« La menace djihadiste dans l’est de la RDC est une pure invention »

Le chercheur Thierry Vircoulon déconstruit le mythe d’un mouvement djihadiste dans la région du Nord-Kivu, thèse « inventée » et exploitée par Kinshasa.

A l’est de la République démocratique du Congo (RDC), dans la ville de Beni et ses environs, les massacres se poursuivent malgré la présence des casques bleus. Tout a démarré en 2010 avec des enlèvements qui se sont transformés en tueries quatre ans plus tard. Plus de mille personnes ont perdu la vie, selon la société civile, égorgées le plus souvent, parfois tuées par balles. A en croire Kinshasa, ces exactions sont commises par les combattants d’un mystérieux groupe armé ougandais d’obédience islamiste, les Forces démocratiques alliées (ADF), considérés comme des « djihadistes ».

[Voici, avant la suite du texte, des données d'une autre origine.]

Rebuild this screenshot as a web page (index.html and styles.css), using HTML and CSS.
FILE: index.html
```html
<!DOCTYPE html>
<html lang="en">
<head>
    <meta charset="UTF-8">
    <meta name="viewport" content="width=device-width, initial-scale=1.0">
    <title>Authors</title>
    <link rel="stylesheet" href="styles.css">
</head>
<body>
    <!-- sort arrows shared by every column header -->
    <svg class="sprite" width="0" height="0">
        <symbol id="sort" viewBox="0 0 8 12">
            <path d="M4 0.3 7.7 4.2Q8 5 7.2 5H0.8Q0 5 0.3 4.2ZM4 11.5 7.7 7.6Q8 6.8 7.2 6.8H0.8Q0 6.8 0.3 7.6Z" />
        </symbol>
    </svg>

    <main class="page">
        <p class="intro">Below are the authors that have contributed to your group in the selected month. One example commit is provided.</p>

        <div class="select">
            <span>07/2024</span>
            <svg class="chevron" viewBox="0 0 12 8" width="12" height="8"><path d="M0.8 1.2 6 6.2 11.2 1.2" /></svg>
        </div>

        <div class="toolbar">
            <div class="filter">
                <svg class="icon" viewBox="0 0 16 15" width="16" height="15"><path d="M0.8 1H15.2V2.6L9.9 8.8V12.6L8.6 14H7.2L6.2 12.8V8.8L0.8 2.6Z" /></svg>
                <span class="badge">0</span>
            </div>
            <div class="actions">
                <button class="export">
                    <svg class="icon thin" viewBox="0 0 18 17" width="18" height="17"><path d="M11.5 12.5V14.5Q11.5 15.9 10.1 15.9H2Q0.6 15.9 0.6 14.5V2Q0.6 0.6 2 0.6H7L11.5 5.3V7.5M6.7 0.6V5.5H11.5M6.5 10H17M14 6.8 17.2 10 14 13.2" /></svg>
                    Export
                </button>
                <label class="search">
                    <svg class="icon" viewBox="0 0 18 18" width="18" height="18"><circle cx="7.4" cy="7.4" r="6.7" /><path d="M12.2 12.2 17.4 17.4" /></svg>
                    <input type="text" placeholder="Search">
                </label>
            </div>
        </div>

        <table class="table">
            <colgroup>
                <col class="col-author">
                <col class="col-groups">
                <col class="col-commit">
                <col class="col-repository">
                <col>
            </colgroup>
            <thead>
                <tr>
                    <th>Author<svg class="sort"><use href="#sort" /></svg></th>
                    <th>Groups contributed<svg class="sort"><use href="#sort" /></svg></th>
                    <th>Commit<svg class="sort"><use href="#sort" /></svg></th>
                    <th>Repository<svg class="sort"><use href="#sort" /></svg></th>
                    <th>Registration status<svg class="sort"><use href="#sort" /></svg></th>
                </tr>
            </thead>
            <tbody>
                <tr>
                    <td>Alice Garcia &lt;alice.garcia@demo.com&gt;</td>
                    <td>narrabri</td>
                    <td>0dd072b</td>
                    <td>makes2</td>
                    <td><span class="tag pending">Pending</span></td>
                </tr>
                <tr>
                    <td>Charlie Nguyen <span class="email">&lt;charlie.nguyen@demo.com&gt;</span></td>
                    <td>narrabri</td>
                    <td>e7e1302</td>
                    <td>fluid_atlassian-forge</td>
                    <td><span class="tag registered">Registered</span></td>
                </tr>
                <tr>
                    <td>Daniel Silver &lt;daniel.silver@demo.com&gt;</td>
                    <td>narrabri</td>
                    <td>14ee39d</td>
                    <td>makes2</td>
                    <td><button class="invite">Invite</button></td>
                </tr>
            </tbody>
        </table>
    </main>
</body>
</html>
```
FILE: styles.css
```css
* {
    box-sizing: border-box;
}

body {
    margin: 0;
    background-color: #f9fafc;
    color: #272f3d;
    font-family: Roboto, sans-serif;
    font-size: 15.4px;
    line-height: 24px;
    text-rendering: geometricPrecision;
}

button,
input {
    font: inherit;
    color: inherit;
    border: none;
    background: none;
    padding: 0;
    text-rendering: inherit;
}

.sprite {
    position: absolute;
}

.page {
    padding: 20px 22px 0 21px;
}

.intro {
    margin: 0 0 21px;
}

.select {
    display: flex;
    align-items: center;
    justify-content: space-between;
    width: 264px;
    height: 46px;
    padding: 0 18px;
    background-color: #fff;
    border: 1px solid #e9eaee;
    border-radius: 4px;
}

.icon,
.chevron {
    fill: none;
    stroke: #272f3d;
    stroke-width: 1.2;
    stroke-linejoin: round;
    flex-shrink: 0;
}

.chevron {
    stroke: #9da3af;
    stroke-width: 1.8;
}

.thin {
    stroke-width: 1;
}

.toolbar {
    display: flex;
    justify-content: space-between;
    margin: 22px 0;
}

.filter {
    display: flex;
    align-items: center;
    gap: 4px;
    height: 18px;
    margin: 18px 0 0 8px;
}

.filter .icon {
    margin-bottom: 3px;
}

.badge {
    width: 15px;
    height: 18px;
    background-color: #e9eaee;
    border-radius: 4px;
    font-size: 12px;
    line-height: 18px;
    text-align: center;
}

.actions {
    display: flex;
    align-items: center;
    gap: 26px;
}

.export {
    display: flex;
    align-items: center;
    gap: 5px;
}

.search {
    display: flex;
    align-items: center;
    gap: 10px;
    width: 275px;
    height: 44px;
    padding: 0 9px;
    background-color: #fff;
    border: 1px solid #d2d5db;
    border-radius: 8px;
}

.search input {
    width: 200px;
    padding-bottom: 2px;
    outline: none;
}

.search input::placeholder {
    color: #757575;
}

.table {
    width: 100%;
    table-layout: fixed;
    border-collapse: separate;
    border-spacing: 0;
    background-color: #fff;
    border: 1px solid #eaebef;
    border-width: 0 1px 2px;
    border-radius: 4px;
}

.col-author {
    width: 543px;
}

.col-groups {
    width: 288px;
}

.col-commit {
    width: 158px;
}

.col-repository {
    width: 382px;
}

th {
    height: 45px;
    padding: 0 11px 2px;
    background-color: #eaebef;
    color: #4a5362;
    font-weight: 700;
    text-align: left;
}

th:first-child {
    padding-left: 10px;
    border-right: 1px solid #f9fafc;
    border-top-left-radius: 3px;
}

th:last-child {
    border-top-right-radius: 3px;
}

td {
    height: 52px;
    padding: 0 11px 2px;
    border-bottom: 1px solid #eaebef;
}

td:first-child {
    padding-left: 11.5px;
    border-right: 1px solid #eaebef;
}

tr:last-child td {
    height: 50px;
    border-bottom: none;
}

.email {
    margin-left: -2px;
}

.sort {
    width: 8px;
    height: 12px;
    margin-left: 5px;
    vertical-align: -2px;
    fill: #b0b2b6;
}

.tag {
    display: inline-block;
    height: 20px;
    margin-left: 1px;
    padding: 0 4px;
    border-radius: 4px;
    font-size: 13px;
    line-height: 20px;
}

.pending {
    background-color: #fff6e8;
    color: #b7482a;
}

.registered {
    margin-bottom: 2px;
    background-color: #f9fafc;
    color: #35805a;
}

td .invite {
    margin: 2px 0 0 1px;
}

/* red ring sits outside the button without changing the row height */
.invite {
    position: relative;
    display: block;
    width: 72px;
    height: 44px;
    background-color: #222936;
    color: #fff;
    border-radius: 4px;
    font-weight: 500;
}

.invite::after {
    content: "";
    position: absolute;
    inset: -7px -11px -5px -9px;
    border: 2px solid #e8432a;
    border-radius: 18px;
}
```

Co-auteur d’une étude intitulée « L’islam radical en République démocratique du Congo » publiée par l’Institut français des relations internationales (IFRI), le chercheur Thierry Vircoulon déconstruit le mythe d’un islamisme djihadiste dans la région du Nord-Kivu.

Les autorités congolaises se disent en « guerre contre le terrorisme » à l’est du pays. Y a-t-il une véritable menace djihadiste dans cette partie de la RDC ?

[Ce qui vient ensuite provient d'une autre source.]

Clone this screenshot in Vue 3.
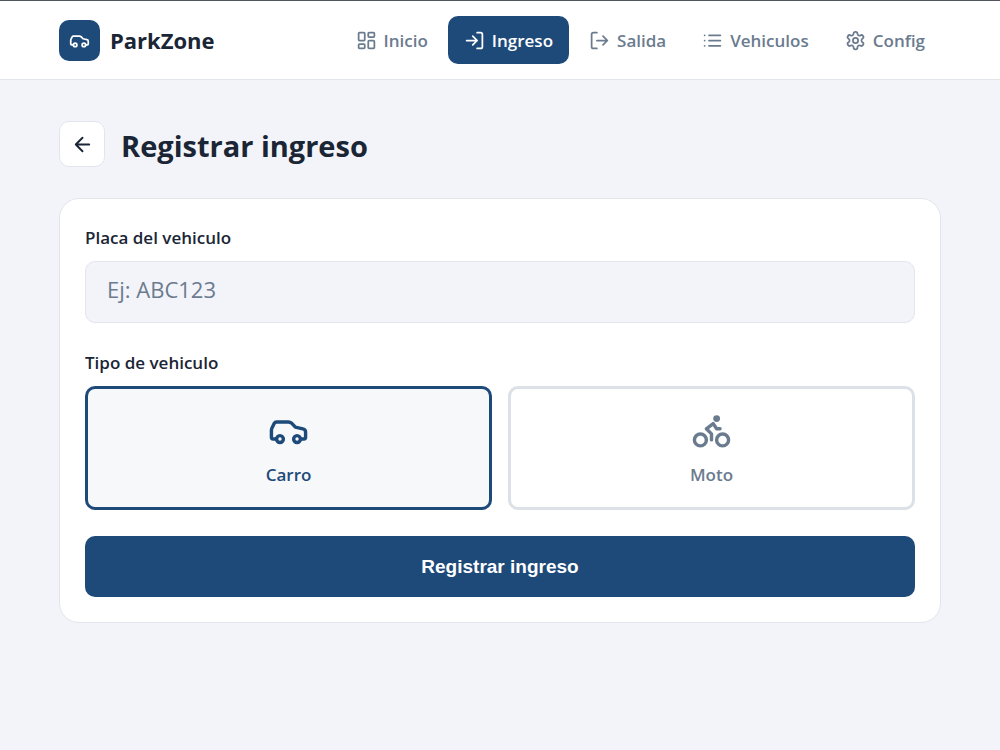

Thierry Vircoulon C’est une menace inventée et exploitée par les autorités congolaises et ougandaises. Le prétendu visage de l’islamisme radical dans la province du Nord-Kivu, frontalière de l’Ouganda, ce sont les ADF. Or les ADF n’ont pas de prétentions ni de caractéristiques djihadistes. Les faits sont vrais : des tueries abominables commises sur le territoire de Beni. Mais leur interprétation, une implantation djihadiste au cœur de l’Afrique  est sujette à caution, voire tendancieuse.

Ce que vous qualifiez d’« invention » s’inscrit-elle dans une stratégie politique de la part de Kinshasa sous pression de la communauté internationale ?

Cette rhétorique de Kinshasa a pour but de surfer sur la vague globale anti-terrorisme et d’essayer de s’attirer les bonnes grâces de puissances occidentales qui luttent contre le djihadisme. Et ce dans l’espoir de provoquer des réactions de solidarité. Ce qui est loin d’être le cas.

Il faut rappeler l’histoire de ce groupe armé, qui était composé de musulmans en lutte contre le régime ougandais et s’était réfugié à la frontière congolo-ougandaise au milieu des années 1990. A cette époque, il était bien vu des autorités zaïroises [Mobutu Sese Seko est encore au pouvoir]. Il s’était allié à un autre groupe de rebelles ougandais (les NALU) et fut un groupe armé comme les dizaines d’autres qui opéraient dans cette région pendant presque vingt ans. Et puis en 2013-2014, il y a eu un tournant et les ADF ont commencé à cibler les populations de manière répétée.